C’est le Chandraja-Dourgan qui semble avoir été pris le premier, et par cet officier, M. de Saint-Georges dont on donna, par la suite, le nom à la montagne du Sud-Ouest. Avec lui, MM. Le Normand et Verri entraînèrent les troupes, poussant de l’avant l’épée à la main, et couronnèrent bientôt le fort aux cris de : « Vive le Roy ! » Les petits ouvrages en dépendant furent réduits sans peine, leurs défenseurs dévalèrent les pentes abruptes jusque sur la route de Vettavalam et se perdirent dans la nuit. A l’exception du Radjah-Ghiri, tout l’ensemble de Genji était dès lors au pouvoir des Français, les gardiens du Krichna-Ghiri avaient disparu par la route de Tirnamallé, portant jusqu’au vieux Genji la nouvelle de leur déroute, aux premières lueurs du matin.

Mais au Radjah-Ghiri, la résistance devait se montrer plus sévère. A cinq heures du matin, seulement, on réussit à faire sauter la porte du porche, et on dut gagner pied à pied l’escalier du grand rocher où les dragons laissèrent du monde sur les gradins de pierre enserrés de murailles crénelées. En cinq heures de temps, tout fut enlevé, et les défenseurs tués ou pris. Parmi ces derniers se trouva le lieutenant du gouverneur de Genji. Celui-ci était à Arcate auprès de Nazzir-Sing.

Faut-il attribuer à l’absence de ce gouverneur la prise, en réalité peu disputée, de Genji ? — Peut-être. — A la mollesse des Hindous ? — Certainement. — A la bravoure des assaillans ? — Sans aucun doute. — Mais il y a autre chose.

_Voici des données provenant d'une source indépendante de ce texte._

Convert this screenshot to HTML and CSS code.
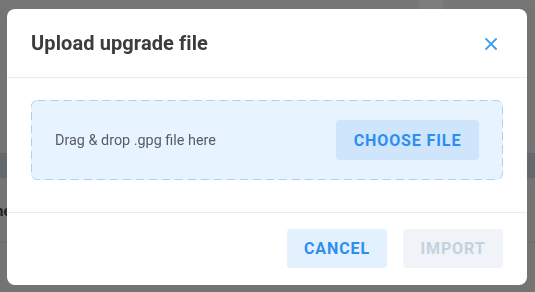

S’il vous souvient du fameux précipice, avec ses parois à pic, qui sépare l’acropole de la masse du Radjah-Ghiri, vous vous demanderez comment pénétrèrent les assaillans et par où disparurent les fuyards. Seuls des oiseaux pouvaient passer du grand rocher sur le plateau culminant. Pour des hommes, cela est incompréhensible. Peut-être la plupart des travaux, aujourd’hui réduits à des ruines, n’existaient-ils pas encore ? — Peut-être y avait-il là un pont de maçonnerie qu’on ne put faire sauter ? — Peut-être, dans leur terreur, les assiégés oublièrent-ils de retirer la passerelle de bois ? Cela est peu probable. — Peut-être aussi, ne se souciant pas de soutenir un siège, sans espoir de secours et sans chance de retraite, abandonnèrent-ils l’acropole sans la défendre ? On peut le soutenir.